Inevitably, Ben Gazzara is excellent and Ray Winstone’s angry turn works in the high tension surroundings. Chuck Zito is a welcome face, just because he seems like the sort of man who would attend a real-world clubhouse in the vein of ’13’, but when you know the faces in the room, a fair proportion of the fear is distilled. The film switches between quiet contemplation, bickering and the main event; headshot by headshot, and it’s a bore. The final act is stretched out to tearing point too. If you’ve never watched the original, you might enjoy the remake, but the inconsistent pacing gives you too much time to trip in the plotholes where its predecessor never let you exhale enough to stumble.

At least the redux makes good use of that chilling circle of lost souls stood gazing at a lightbulb (now with added spider logo). It’s an arresting visual, but it’s the custom t-shirts for each unfortunate participant (presumably debtors, addicts and suicidal types) that make the most impact.
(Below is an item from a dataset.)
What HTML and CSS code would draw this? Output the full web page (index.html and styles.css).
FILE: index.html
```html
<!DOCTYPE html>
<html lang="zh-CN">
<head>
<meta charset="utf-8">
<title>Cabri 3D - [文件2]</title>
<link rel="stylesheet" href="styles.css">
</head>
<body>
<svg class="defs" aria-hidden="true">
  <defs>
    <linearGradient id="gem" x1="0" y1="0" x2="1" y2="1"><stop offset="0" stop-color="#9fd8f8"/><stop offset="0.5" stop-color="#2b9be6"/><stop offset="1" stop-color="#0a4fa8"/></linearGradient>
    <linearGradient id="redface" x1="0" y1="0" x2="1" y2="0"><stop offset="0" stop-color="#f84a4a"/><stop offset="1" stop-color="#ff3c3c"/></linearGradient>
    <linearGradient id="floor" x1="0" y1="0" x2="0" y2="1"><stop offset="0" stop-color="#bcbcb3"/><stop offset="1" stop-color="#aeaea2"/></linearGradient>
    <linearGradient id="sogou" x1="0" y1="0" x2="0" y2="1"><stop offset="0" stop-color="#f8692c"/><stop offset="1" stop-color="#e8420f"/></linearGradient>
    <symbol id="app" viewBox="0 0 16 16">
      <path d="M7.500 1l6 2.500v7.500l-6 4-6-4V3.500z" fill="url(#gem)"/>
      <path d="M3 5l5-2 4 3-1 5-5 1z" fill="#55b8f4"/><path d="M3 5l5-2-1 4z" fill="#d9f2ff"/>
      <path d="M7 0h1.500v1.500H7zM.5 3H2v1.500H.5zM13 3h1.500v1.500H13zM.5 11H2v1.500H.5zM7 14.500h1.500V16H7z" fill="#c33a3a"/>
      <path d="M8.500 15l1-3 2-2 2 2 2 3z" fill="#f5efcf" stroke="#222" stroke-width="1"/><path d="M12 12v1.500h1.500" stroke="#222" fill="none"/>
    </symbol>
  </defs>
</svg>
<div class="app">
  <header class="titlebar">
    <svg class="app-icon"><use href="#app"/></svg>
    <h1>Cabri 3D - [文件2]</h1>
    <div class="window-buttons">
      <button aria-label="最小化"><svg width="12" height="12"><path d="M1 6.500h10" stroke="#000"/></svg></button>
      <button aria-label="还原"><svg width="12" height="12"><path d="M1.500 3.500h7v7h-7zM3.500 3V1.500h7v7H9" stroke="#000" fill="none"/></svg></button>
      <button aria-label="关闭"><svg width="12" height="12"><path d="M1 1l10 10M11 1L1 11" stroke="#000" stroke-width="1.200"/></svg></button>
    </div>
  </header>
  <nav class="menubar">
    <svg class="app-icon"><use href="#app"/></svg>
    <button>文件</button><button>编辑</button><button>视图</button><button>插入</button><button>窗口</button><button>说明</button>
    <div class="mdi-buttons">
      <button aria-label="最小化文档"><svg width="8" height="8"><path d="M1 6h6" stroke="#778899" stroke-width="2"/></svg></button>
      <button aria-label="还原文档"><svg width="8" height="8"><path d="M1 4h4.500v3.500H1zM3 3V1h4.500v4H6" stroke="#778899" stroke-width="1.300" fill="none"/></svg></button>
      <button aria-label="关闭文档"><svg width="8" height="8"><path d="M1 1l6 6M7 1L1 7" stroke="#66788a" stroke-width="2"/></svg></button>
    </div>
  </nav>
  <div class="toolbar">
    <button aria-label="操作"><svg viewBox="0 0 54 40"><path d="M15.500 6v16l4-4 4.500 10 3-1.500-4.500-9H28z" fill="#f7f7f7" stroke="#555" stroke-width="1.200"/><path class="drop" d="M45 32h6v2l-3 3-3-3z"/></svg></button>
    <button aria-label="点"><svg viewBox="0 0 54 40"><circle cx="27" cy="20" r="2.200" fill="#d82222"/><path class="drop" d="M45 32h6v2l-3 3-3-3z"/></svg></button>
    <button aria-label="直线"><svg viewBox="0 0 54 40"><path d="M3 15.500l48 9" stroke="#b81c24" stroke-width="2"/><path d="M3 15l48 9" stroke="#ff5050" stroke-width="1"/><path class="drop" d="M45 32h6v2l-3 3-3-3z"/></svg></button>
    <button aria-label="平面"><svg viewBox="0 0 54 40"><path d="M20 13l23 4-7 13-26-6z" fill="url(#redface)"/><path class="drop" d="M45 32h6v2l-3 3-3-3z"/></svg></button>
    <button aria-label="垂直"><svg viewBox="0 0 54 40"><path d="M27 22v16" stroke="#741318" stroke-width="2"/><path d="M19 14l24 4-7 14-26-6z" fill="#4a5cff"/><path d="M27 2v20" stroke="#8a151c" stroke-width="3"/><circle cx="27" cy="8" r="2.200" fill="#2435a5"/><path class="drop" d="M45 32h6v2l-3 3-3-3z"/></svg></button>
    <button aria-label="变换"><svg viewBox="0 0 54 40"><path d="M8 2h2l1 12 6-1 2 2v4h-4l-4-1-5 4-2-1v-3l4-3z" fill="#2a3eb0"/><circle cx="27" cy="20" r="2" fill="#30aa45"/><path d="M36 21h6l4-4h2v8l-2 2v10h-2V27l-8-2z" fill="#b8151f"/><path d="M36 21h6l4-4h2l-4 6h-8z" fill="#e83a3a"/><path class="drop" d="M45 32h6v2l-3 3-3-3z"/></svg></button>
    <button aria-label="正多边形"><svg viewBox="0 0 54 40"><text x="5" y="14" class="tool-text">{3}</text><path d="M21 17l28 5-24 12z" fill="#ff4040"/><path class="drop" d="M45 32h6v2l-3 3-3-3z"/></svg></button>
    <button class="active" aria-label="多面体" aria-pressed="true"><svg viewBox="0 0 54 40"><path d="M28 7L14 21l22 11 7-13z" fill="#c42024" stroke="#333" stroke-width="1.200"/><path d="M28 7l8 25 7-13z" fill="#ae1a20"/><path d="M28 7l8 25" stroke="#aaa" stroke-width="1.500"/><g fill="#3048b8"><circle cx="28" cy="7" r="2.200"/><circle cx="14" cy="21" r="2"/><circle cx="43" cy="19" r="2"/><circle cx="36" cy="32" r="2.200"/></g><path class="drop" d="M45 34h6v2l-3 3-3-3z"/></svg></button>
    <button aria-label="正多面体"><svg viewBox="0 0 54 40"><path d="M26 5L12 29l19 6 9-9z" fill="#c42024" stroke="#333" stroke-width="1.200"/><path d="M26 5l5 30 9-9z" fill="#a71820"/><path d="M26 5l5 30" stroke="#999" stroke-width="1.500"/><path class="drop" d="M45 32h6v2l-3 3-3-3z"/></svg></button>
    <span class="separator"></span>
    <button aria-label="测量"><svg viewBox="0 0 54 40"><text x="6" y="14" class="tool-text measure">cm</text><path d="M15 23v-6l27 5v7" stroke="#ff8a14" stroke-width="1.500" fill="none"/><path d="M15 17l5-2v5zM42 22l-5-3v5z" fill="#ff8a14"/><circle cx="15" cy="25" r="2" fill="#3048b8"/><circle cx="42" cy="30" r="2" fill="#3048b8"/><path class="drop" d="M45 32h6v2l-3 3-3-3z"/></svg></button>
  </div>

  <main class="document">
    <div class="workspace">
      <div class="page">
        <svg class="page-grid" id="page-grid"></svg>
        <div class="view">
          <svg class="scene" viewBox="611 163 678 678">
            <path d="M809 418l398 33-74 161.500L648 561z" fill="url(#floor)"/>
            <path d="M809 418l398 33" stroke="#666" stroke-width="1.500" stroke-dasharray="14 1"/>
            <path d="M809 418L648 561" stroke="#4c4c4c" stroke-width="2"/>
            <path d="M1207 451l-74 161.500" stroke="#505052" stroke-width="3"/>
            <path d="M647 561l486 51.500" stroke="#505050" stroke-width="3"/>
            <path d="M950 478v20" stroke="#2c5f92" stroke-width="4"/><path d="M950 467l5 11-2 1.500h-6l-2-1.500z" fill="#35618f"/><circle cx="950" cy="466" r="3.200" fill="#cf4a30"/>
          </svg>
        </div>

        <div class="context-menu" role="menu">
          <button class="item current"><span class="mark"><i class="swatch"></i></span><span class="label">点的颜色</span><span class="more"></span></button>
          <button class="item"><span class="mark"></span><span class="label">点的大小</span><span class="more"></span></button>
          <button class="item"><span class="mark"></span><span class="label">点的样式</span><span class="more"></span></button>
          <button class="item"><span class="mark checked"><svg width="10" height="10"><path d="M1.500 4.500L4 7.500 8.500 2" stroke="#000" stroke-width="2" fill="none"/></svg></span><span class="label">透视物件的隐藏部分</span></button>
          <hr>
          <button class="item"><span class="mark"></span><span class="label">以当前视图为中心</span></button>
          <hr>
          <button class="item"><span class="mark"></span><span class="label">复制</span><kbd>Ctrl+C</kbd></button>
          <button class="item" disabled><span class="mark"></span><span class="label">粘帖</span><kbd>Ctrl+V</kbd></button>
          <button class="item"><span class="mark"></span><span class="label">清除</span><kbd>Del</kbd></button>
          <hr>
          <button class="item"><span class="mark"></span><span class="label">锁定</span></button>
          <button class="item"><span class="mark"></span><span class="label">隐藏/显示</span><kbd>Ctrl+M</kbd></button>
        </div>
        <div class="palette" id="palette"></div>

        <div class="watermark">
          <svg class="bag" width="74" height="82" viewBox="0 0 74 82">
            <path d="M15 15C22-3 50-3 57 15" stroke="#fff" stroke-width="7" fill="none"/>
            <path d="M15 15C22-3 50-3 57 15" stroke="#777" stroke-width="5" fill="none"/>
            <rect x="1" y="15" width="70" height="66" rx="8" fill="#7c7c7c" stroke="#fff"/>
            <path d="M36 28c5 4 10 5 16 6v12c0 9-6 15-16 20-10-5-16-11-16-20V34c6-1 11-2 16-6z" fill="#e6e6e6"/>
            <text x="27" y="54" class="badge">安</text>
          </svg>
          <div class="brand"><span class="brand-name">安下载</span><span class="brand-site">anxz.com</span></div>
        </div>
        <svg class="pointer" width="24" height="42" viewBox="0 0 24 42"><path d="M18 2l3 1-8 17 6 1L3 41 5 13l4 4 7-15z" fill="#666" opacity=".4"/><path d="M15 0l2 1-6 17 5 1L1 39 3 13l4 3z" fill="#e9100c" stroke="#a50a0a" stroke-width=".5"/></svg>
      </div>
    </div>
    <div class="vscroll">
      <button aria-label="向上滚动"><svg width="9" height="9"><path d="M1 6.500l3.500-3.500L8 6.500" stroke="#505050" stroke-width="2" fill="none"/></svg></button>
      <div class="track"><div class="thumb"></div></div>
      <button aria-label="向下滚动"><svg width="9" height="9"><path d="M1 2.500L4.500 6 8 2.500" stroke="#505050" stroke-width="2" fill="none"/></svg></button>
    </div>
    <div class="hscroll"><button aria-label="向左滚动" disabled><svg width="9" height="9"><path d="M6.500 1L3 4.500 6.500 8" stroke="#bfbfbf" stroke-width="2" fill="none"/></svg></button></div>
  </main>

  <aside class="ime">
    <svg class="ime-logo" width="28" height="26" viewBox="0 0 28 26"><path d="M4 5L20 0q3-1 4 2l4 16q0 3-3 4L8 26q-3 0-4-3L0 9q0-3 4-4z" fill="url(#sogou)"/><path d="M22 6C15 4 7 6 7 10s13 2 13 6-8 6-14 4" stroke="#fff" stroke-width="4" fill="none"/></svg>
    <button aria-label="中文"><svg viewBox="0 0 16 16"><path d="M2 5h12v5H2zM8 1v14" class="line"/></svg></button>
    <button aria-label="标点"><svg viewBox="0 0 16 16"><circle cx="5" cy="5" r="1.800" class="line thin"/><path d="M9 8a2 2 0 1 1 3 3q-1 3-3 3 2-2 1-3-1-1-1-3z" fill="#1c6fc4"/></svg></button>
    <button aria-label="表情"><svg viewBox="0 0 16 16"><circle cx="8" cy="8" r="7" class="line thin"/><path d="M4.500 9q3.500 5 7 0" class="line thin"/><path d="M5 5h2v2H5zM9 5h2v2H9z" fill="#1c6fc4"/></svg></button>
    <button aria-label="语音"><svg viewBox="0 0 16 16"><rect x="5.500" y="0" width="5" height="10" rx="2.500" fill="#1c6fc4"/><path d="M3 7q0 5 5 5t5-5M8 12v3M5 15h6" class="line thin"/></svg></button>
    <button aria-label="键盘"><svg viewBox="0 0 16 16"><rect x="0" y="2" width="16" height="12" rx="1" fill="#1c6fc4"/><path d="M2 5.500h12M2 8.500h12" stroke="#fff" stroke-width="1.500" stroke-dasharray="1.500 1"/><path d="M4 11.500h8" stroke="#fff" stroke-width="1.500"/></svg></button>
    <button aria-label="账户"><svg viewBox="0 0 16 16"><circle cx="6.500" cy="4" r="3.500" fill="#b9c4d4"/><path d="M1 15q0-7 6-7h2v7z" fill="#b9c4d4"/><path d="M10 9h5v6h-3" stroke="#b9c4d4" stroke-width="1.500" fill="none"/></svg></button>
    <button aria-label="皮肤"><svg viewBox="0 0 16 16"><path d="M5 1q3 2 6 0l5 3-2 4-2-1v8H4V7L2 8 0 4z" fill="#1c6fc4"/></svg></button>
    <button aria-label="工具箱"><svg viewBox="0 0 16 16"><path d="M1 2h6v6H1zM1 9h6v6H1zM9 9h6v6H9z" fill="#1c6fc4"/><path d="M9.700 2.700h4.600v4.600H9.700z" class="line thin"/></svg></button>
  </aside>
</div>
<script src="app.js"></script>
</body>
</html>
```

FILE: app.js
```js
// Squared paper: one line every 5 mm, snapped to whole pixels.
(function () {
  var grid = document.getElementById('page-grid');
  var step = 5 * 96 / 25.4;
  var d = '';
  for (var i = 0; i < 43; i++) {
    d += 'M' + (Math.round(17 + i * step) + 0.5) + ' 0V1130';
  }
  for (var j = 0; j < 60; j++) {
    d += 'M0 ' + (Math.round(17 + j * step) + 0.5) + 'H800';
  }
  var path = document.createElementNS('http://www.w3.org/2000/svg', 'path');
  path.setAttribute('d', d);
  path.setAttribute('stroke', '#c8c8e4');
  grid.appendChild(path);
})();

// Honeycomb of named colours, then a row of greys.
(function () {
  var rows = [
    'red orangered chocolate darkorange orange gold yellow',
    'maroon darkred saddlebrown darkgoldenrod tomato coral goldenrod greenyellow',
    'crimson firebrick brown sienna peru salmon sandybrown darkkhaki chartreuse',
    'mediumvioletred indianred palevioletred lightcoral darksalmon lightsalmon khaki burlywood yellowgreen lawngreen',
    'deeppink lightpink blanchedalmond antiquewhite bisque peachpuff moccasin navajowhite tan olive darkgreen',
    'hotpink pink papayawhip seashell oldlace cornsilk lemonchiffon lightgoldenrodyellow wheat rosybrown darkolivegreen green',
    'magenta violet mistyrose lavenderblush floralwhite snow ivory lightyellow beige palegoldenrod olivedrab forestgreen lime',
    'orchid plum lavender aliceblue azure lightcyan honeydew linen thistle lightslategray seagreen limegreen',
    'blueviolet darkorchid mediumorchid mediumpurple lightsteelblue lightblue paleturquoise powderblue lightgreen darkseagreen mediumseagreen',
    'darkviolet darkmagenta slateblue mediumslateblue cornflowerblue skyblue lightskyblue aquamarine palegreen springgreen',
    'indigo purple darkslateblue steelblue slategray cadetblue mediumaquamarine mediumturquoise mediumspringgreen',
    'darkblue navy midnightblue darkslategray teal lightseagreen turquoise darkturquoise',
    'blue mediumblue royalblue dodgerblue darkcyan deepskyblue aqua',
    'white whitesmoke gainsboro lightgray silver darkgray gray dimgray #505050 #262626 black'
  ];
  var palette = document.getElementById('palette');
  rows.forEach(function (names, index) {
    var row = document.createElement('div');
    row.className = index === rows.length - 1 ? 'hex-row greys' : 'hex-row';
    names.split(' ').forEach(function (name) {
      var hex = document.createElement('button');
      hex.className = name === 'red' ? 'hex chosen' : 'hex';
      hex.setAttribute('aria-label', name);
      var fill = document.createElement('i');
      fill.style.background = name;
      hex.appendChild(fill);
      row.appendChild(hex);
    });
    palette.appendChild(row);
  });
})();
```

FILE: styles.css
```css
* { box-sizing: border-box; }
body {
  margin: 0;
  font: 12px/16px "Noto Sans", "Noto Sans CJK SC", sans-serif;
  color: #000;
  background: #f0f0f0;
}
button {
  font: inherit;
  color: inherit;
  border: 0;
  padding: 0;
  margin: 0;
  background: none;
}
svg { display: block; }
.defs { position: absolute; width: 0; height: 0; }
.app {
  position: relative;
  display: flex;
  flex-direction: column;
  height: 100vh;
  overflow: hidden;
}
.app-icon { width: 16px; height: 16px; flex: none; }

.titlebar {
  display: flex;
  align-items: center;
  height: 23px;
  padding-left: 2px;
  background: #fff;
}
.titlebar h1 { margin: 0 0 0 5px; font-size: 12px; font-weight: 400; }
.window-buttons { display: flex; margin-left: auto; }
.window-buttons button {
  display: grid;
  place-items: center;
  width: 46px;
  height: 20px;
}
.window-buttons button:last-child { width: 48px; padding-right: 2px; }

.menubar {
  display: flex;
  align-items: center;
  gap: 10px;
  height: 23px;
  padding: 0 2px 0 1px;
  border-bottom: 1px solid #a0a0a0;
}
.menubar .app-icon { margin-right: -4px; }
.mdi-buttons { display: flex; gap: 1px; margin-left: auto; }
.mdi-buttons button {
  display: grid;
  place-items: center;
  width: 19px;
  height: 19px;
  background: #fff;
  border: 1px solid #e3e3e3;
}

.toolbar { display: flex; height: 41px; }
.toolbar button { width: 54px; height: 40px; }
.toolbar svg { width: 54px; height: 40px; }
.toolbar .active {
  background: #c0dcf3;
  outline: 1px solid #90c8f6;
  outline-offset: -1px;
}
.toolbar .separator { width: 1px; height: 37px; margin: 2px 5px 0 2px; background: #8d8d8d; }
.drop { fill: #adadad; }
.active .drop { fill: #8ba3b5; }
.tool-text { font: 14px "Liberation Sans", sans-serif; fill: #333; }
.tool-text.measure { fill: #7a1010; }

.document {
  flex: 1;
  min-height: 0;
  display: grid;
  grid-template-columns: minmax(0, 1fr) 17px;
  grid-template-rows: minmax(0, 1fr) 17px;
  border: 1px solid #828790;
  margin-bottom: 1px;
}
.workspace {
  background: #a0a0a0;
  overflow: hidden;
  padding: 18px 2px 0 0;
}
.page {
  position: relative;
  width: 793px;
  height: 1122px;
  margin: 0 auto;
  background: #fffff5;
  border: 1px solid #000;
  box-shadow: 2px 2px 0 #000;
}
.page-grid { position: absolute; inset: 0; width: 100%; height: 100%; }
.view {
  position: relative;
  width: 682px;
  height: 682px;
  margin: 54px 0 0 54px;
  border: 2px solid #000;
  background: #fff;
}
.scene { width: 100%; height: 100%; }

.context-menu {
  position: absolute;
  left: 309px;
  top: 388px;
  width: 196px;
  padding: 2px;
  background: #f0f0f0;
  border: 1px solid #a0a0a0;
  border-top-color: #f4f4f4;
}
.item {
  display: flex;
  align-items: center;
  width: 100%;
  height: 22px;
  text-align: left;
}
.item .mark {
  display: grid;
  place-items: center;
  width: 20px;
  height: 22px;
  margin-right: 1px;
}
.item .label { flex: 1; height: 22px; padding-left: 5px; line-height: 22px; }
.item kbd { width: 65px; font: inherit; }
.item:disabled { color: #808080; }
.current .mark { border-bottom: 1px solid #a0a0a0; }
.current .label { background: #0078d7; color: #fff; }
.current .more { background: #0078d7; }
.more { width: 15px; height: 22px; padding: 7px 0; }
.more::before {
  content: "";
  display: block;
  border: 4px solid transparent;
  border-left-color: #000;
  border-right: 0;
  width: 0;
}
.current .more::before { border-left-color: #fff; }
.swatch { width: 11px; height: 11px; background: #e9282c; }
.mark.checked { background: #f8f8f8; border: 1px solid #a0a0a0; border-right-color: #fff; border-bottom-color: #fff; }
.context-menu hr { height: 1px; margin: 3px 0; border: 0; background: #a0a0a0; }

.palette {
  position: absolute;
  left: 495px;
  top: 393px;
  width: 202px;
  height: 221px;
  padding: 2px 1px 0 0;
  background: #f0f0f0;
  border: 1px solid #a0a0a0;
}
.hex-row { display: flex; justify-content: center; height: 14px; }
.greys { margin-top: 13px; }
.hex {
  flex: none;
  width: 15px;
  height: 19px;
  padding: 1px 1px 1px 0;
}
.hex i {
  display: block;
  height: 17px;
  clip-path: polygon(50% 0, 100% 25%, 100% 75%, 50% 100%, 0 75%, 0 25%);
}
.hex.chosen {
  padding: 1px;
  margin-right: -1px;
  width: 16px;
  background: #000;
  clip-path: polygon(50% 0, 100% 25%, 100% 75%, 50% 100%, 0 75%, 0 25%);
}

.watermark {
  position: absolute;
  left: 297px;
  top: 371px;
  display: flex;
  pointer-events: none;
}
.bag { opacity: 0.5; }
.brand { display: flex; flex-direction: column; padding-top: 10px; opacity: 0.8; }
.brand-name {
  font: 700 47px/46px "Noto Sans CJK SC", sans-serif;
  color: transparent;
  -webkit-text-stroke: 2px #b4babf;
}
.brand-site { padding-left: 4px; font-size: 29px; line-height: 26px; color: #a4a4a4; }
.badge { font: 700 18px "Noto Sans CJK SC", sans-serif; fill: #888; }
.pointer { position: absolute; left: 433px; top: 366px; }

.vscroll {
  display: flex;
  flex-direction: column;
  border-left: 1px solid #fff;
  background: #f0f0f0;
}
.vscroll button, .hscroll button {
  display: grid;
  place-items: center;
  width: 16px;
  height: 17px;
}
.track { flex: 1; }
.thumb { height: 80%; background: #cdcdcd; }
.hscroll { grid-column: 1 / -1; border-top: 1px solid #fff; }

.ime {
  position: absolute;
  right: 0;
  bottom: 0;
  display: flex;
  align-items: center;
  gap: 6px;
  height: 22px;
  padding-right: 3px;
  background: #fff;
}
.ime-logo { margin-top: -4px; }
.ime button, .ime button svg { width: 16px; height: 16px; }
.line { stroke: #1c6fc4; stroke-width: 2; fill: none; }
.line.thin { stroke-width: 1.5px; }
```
The jagged duct-taped numbers on t-shirts are retained. Of course, if some won’t survive the first round, and if brain matter is flying through the air, there’s no point getting a shirt custom-printed, though the tapers kindly put a smaller chest number on too. It’s a striking image that captures the anonymity and disposability of these human lives, but it looks very, very cool indeed. In the new film it’s grey on a black shirt. In 2005 it was black tape on a grey marl shirt. The original wins again. But as Miss Claw Money agrees, someone needs to remake the tees in an official capacity with optional bloodstains…the nihilistic aesthetic is amazing.

The first stylist to arm thirteen models and kit them out in thirteen hastily numbered styles of grey tee or sweatshirt, gets my full, undying respect. Live ammo is optional…but preferable.